Für solche Entnahmen gilt gemäß § 2 Abs. 2 AVBFernwärmeV der für gleichartige Versorgungsverhältnisse geltende Preis. Aber nach Ansicht des BGH eben auch nur dieser. Die sonstigen Versorgungsbedingungen des Fernwärmeunternehmens werden nicht automatisch Vertragsbestandteil. Das ist für viele Einzelregelungen misslich, die einem Fernwärmeversorger wichtig sind. Besonders gilt dies aber für Vertragslaufzeit und Kündigungsfristen. Preis und Versorgungsbedingungen sind zwei Paar Schuhe.
In der Konsequenz hat der BGH das Recht des Kunden bestätigt, solche Verträge jederzeit ohne Einhaltung der neuen Monatsfrist zu kündigen. Der BGH hat es in der damaligen Entscheidung offen gelassen, ob eine solche Kündigung von einem Tag auf den anderen zulässig sei, oder eine zweimonatige Frist, minimal aber eine zweiwöchige Frist wie bei Strom und Gas gilt.

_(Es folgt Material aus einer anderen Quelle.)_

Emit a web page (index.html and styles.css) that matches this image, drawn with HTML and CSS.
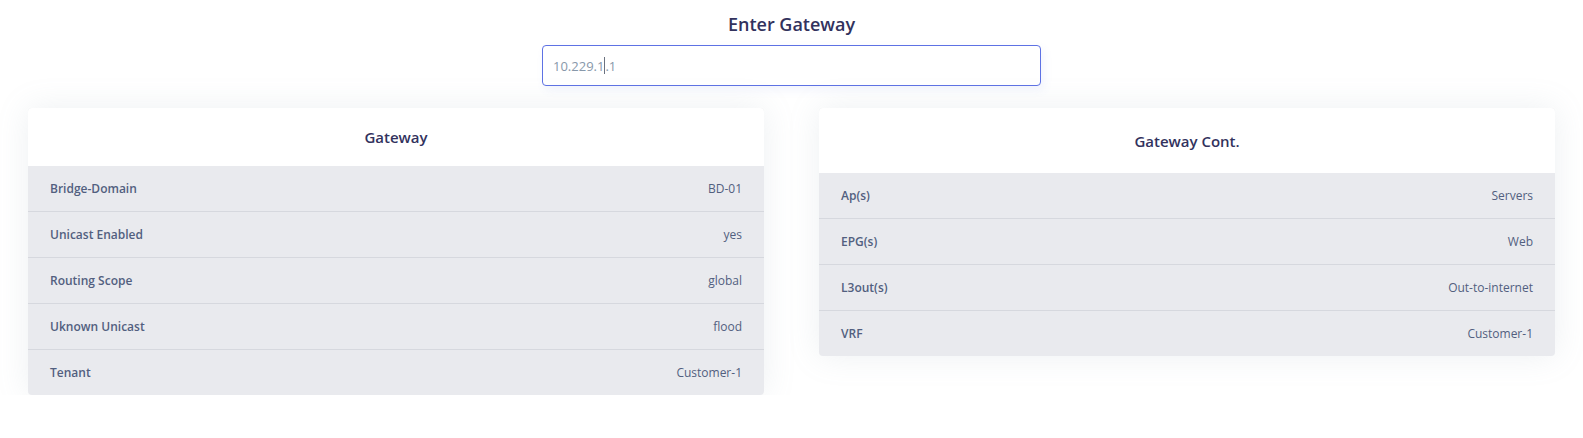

In jedem Fall kommt der Entnahmekunde schnell aus seinem Vertrag heraus. Für ein auf langfristige Planungssicherheit angewiesenes Fernwärmeversorgungsunternehmen gilt deswegen, dass solche Verträge kritisch zu betrachten sind. Fernwärmeversorger sind deswegen aufgerufen, ihre bestehenden Kundenverhältnisse sorgfältig daraufhin zu überprüfen, wie die Vertragslage eigentlich aussieht. Insbesondere dann, wenn versorgte Liegenschaften mehrfach den Eigentümer gewechselt haben, der jeweils neue Eigentümer aber gemäß § 32 Abs. 3 AVBFernwärmeV nicht mitgeteilt wurde, sollte ein Fernwärmeversorgungsunternehmen sich um eine Ordnung seiner Vertragsverhältnisse spätestens jetzt bemühen, wenn die Preise nach einer mehrjährigen Phase der Stabilität wieder steigen.
Im Allgemeinen geht es um Kündigung durch Wärmekunden. Hier aber kündigt das Versorgungsunternehmen:
Im Vertragstext heißt es:
„Der Vertrag hat eine Laufzeit von 10 Jahren. Er verlängert sich automatisch um 2 Jahre, wenn er nicht unter Einhaltung einer Kündigungsfrist von einem Jahr vor seinem jeweiligen Ablauf von einem der Vertragspartner schriftlich gekündigt wird.“
Darf das Versorgungsunternehmen nach diesem Vertragstext einem einzelnen Kunden die Weiterversorgung nach einem Laufzeitende willkürlich, also ohne jede Begründung kündigen, wenn alle anderen Wärmekunden nach den Regeln des Unternehmens weiterversorgt werden?
Nach unserer Vorstellung gilt die Fernwärmeverordnung, auch wenn sie im Vertrag nicht erwähnt ist und die fordert die Gleichbehandlung nach den Regeln des Unternehmens.
Ist also eine derartige unbegründete Kündigung durch das Wärmeversorgungs-Unternehmen gültig?